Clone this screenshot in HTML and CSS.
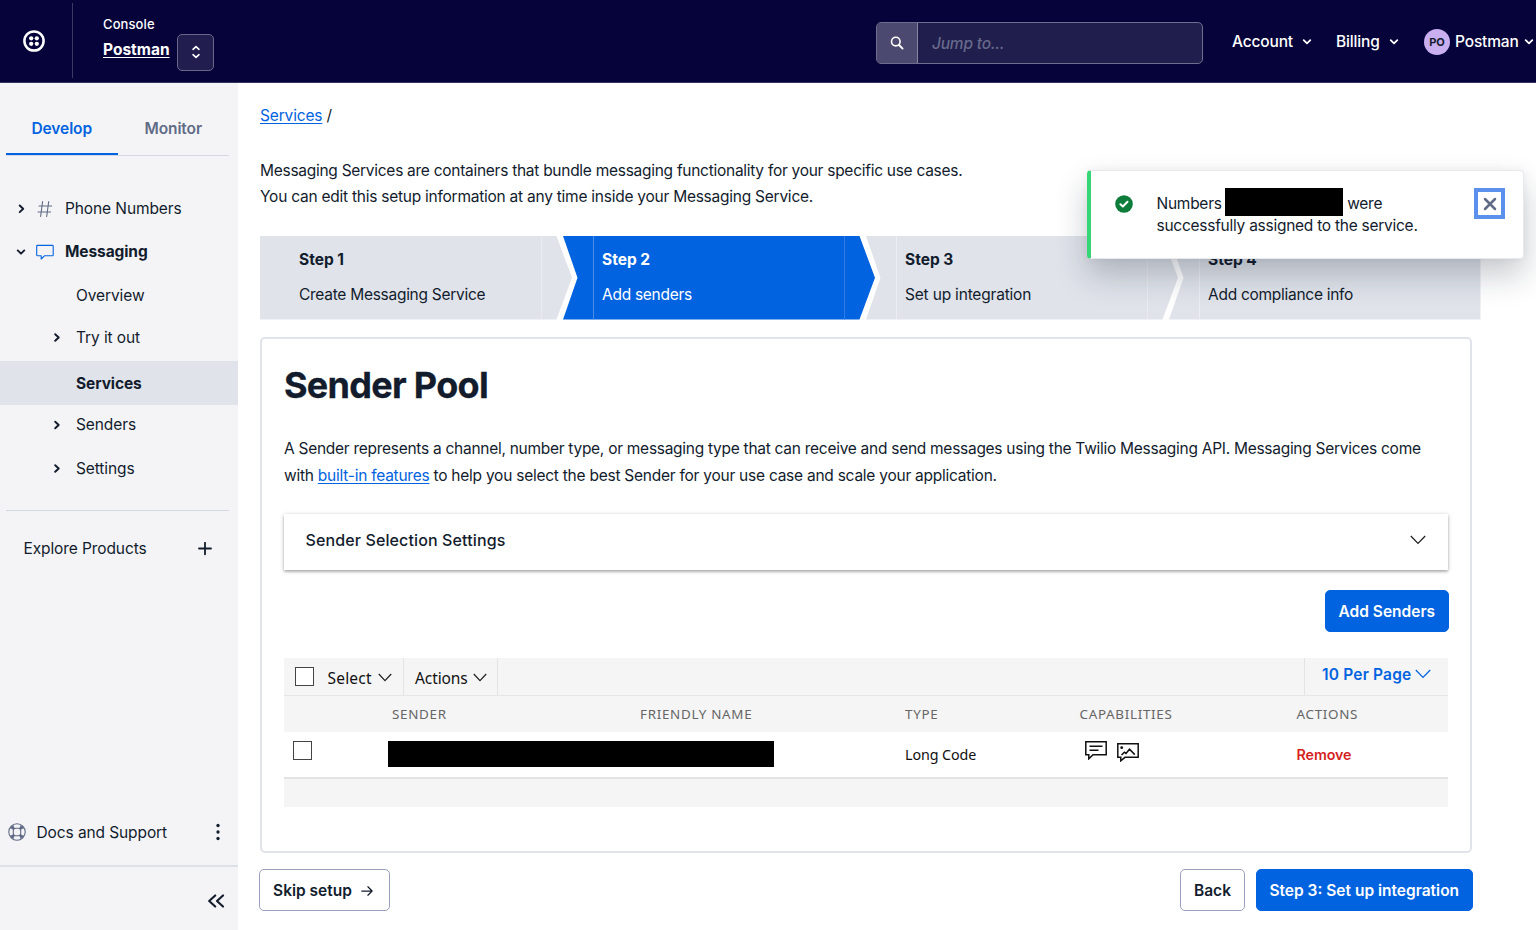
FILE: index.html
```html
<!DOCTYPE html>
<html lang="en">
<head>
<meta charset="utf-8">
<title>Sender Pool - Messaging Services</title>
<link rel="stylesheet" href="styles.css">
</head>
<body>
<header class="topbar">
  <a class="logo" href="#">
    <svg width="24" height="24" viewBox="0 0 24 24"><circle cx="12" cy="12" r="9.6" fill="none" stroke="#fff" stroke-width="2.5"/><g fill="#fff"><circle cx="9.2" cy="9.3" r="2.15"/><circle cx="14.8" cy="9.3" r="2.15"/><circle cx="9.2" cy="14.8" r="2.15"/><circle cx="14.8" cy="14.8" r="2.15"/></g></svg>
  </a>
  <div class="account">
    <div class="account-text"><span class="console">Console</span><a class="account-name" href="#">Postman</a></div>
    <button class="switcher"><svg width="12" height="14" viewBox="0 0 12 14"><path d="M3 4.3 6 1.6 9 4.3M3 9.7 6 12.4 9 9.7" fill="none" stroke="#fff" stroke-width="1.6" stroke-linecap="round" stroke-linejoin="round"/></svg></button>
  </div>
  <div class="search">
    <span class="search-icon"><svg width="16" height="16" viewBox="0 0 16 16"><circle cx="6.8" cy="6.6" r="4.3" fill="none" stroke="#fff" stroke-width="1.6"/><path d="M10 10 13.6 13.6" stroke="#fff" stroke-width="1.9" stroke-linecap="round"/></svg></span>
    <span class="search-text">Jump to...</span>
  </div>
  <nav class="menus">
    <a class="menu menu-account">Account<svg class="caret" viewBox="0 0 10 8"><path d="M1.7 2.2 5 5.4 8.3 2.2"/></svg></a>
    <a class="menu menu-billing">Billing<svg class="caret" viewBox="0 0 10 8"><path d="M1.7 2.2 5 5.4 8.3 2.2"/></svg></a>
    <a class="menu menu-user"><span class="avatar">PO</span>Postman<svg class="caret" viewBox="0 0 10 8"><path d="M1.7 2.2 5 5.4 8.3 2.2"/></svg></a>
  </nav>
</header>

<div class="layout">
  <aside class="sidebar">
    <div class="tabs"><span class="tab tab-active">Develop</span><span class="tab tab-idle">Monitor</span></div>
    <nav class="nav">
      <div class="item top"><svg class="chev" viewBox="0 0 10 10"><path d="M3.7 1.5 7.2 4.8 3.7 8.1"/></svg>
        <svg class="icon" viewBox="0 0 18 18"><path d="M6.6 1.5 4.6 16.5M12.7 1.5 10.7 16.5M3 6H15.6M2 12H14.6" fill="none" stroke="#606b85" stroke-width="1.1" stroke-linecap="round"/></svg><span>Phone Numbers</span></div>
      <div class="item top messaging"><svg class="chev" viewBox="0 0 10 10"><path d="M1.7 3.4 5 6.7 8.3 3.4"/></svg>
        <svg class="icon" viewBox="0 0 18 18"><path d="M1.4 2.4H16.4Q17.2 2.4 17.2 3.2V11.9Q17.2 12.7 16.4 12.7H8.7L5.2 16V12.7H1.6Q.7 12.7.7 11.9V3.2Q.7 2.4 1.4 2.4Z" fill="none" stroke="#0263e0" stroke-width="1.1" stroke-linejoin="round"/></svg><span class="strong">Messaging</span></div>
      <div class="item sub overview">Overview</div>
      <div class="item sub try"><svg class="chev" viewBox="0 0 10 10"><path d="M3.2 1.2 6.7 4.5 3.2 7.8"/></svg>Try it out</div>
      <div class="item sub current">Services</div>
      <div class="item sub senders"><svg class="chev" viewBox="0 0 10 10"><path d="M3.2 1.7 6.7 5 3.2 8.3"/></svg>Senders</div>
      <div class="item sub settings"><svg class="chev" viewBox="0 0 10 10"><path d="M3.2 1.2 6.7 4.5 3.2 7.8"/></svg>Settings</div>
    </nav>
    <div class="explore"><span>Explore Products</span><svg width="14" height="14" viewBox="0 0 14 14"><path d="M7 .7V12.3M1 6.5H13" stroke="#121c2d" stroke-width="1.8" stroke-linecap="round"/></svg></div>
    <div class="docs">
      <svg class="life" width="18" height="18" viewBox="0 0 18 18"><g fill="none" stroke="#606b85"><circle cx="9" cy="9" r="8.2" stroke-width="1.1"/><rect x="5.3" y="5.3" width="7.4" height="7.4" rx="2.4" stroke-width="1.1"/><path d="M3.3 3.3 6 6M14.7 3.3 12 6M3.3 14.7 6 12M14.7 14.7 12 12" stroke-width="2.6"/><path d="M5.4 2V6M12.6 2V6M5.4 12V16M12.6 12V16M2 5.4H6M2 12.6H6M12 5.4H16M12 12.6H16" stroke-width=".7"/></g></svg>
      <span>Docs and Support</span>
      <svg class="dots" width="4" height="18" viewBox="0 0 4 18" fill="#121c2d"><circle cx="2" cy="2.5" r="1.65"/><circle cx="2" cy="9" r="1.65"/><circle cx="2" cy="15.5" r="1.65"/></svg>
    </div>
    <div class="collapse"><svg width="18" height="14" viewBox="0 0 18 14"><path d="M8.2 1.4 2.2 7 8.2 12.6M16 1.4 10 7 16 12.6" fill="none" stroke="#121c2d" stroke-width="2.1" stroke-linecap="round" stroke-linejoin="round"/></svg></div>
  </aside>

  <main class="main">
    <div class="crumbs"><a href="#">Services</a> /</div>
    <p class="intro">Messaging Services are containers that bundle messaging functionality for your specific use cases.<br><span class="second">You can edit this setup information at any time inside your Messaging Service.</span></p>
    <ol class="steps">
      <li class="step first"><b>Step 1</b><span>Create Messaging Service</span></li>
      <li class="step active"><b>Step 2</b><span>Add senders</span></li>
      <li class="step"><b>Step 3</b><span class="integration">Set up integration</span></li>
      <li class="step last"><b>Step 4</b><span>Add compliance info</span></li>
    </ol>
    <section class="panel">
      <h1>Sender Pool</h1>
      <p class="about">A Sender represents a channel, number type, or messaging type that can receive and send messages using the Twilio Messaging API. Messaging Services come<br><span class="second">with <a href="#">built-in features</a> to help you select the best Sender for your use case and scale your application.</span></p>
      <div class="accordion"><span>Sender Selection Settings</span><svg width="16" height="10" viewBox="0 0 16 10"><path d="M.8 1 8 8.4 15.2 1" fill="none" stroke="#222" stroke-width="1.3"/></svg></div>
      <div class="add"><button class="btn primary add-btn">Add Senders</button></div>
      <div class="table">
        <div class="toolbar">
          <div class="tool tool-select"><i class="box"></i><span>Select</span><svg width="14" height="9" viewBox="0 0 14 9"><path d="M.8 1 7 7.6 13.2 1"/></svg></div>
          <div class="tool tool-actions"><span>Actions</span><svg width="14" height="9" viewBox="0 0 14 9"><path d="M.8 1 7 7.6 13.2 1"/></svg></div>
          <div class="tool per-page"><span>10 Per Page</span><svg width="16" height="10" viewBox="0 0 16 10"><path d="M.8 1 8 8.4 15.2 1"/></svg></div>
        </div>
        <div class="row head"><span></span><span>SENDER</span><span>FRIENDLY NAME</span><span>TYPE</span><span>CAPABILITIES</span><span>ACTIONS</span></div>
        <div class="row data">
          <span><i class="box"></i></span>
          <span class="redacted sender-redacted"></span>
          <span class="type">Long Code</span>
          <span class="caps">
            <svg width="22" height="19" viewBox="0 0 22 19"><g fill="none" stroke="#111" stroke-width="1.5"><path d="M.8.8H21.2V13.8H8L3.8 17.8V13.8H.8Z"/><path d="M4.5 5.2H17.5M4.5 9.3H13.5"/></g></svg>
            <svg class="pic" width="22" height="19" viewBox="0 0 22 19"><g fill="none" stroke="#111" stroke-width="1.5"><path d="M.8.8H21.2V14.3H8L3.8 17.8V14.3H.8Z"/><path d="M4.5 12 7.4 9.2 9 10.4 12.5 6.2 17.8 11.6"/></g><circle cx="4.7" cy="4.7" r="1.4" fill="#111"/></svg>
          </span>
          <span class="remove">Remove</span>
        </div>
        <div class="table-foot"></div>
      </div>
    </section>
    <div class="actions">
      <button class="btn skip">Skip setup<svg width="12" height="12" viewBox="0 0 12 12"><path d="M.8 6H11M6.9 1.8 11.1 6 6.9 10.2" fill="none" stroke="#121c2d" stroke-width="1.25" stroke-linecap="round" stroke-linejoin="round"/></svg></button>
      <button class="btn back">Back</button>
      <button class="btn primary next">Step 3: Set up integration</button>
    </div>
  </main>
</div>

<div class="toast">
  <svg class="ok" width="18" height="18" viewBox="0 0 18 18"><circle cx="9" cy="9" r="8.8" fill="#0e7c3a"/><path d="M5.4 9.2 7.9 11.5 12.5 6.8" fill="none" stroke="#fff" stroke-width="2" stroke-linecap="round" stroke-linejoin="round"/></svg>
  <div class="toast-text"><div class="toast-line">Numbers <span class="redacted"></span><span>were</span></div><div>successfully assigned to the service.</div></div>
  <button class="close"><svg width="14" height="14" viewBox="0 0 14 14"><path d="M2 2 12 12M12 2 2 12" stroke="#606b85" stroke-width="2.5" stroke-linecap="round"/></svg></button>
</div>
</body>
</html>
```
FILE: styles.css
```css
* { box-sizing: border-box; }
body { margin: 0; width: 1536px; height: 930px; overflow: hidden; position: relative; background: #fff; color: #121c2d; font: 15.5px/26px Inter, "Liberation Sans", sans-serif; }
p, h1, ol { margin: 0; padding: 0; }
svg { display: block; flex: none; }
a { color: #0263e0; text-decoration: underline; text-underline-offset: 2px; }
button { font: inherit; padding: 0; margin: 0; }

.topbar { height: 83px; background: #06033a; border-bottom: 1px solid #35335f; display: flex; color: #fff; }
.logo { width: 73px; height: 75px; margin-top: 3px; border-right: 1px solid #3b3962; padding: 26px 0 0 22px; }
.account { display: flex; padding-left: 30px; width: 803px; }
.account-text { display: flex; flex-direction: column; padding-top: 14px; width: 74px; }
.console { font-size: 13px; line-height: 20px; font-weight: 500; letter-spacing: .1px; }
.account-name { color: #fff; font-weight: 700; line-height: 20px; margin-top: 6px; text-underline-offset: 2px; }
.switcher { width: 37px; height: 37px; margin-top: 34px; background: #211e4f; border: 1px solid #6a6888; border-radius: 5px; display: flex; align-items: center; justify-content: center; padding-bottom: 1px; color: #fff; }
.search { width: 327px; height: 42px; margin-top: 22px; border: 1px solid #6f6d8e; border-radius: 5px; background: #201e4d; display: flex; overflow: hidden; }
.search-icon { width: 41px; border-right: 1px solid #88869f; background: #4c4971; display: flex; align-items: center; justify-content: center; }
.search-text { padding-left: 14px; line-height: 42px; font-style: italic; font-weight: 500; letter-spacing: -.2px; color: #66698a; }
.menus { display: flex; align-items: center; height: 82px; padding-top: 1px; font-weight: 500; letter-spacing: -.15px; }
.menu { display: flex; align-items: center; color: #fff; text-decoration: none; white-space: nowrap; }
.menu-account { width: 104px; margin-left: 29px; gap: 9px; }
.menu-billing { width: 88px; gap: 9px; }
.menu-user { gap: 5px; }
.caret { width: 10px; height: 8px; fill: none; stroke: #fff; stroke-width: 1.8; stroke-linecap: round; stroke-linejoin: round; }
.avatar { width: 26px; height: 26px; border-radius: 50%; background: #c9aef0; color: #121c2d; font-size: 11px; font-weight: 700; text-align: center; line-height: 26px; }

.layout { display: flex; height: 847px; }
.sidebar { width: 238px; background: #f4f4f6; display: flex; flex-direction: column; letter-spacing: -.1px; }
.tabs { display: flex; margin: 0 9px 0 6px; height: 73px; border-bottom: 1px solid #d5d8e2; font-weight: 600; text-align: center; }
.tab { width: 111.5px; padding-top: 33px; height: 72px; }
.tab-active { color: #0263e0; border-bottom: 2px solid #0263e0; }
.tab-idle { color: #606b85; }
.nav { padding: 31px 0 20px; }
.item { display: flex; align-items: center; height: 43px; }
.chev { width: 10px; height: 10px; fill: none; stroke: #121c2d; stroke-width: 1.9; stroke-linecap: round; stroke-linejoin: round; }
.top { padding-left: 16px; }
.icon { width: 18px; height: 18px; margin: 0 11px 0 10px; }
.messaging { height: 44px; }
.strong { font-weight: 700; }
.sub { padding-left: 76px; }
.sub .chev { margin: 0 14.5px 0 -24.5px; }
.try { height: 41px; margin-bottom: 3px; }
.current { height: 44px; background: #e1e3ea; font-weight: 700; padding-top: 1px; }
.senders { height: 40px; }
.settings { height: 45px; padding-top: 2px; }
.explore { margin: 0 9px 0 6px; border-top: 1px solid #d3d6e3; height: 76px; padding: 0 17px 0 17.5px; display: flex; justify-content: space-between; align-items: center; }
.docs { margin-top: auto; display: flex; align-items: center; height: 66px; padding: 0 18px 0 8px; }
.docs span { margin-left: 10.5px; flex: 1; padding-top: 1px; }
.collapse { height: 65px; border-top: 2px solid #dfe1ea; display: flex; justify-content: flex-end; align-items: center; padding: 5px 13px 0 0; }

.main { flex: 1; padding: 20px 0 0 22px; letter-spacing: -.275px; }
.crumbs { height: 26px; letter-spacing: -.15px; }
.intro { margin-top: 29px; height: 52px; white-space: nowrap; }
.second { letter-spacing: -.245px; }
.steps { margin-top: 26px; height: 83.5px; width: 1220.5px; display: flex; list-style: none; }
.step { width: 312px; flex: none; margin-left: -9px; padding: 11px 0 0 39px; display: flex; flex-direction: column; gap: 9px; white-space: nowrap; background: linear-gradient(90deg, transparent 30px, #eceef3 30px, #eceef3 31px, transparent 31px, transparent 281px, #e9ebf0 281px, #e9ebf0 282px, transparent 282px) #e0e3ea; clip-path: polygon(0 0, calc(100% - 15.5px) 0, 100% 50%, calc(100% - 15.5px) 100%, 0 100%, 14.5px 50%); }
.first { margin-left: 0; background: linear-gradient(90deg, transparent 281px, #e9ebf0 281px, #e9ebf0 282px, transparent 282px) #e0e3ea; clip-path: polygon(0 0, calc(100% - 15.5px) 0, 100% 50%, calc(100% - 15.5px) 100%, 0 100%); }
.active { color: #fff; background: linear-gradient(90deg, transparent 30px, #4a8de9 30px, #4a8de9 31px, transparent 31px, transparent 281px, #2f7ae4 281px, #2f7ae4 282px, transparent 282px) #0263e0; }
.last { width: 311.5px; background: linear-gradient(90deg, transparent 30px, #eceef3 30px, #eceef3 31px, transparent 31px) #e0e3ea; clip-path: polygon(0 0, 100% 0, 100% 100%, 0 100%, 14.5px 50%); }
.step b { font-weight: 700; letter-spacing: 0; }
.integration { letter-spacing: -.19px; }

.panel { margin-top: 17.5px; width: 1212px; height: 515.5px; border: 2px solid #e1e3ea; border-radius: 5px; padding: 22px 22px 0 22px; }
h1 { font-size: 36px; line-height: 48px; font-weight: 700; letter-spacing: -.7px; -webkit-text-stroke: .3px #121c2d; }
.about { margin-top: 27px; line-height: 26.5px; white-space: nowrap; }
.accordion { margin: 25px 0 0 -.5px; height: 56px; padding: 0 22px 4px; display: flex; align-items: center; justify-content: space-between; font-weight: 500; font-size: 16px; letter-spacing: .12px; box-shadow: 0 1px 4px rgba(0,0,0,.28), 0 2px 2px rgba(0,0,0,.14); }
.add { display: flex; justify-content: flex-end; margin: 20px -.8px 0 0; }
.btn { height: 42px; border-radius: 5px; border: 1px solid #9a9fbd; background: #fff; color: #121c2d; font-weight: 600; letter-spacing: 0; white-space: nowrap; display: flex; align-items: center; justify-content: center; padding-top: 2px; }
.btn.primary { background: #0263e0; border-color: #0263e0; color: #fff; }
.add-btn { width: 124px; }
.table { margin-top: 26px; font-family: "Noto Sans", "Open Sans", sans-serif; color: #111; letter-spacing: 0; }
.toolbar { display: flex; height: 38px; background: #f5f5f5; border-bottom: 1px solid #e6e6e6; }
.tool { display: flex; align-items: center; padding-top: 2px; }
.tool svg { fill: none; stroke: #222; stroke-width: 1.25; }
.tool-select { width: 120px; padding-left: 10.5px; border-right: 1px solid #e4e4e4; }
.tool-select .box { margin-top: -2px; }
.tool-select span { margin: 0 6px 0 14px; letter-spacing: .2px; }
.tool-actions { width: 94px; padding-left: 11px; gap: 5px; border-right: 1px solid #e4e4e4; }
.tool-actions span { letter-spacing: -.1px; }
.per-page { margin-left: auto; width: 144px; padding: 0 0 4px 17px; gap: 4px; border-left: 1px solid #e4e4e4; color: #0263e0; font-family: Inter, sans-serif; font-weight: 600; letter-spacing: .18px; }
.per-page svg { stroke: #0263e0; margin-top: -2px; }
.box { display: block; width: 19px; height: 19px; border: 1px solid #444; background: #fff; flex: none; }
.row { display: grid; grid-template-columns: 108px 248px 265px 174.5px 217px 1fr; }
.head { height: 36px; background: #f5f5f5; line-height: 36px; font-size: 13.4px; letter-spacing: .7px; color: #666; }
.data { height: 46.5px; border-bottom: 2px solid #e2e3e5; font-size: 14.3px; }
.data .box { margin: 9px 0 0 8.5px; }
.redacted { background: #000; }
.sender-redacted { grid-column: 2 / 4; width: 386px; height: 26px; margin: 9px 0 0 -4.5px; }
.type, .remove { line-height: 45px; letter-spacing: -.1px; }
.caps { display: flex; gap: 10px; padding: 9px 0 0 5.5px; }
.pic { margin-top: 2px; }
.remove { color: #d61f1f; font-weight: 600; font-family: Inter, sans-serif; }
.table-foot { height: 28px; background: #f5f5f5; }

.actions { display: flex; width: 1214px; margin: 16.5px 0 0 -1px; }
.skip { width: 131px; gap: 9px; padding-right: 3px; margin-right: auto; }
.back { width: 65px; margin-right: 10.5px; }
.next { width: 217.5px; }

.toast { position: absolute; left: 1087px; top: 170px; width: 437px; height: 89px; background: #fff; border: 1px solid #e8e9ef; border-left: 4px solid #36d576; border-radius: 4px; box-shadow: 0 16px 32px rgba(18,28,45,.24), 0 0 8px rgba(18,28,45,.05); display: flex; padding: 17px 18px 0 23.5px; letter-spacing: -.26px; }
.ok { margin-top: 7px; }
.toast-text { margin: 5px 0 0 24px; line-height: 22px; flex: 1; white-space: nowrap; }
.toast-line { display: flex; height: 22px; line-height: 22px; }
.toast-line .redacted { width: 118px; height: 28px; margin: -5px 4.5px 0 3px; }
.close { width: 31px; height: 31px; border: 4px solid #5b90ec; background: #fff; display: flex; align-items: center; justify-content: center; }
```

» TO DO
Working from the listing above, pick out every line that has "this" and copy it.

» OUTPUT OF THE EXERCISE
Clone this screenshot in HTML and CSS.
    <p class="intro">Messaging Services are containers that bundle messaging functionality for your specific use cases.<br><span class="second">You can edit this setup information at any time inside your Messaging Service.</span></p>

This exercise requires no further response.